What do people use TNT duping for on survival servers?

Perimeters for mob farms, clearing giant build sites, chewing through netherrack or end stone, and long straight trenches for infrastructure. Anything where the goal is removing millions of blocks efficiently instead of collecting them by hand.

Does allowing TNT duping change progression?

Yes. It shifts the grind from consumables to engineering. You still have to get slime, build the redstone cleanly, move materials, and manage risk, but the main hurdle becomes building machines that run reliably on a live server.

What usually goes wrong when running a TNT duper on a server?

Chunk loading issues are the classic killer: the machine keeps moving but parts stop ticking, then it tears itself apart. Desync, water/lava pockets, and accidental interference are also common.
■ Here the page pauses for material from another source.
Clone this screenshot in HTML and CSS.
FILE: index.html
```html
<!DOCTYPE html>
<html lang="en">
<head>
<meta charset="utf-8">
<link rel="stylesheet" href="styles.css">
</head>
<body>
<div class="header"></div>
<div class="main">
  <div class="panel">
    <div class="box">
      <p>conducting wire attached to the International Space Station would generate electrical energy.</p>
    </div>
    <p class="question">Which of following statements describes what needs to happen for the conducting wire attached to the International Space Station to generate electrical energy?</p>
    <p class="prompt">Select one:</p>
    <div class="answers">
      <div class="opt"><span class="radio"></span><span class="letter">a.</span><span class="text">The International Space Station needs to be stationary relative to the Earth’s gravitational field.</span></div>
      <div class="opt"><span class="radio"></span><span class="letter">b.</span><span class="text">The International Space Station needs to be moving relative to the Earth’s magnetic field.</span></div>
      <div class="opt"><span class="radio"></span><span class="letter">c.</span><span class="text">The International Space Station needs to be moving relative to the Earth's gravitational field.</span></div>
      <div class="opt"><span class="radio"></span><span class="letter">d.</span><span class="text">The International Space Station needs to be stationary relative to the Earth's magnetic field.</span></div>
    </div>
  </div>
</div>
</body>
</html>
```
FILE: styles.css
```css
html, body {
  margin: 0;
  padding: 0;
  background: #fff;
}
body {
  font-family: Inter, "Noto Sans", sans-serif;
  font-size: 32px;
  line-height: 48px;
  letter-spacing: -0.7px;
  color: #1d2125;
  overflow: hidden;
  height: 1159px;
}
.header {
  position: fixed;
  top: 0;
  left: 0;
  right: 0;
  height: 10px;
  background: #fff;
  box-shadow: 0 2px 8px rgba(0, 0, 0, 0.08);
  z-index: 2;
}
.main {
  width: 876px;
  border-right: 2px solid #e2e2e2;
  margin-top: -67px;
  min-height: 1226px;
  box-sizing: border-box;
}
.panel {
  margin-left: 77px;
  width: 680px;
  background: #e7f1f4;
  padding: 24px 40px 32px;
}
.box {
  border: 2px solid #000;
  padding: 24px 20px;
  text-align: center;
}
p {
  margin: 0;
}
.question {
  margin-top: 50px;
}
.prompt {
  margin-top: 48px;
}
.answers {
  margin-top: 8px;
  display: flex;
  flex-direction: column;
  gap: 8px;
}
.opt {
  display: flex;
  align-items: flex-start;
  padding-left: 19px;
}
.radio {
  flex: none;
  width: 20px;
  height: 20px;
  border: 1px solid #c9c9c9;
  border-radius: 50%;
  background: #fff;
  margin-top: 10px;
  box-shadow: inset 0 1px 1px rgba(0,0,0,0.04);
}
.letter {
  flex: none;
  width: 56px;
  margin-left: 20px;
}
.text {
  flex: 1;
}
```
Most disasters are not mysterious, they come from treating a duper like a set-and-forget tool.

Why do some servers ban TNT duping even if it works in vanilla?

Performance and culture. Dupers can be heavy on ticks and entities, and some communities want large excavation to stay tied to farming, trading, and intentional resource cost instead of contraption throughput.

What should I check before building a TNT duper on a new server?

Whether chunk loaders and flying machines are allowed, any limits on entity counts or machine size, and how claims and damage are handled. If the server recommends specific designs, use them, because admins usually know what behaves well on their hardware.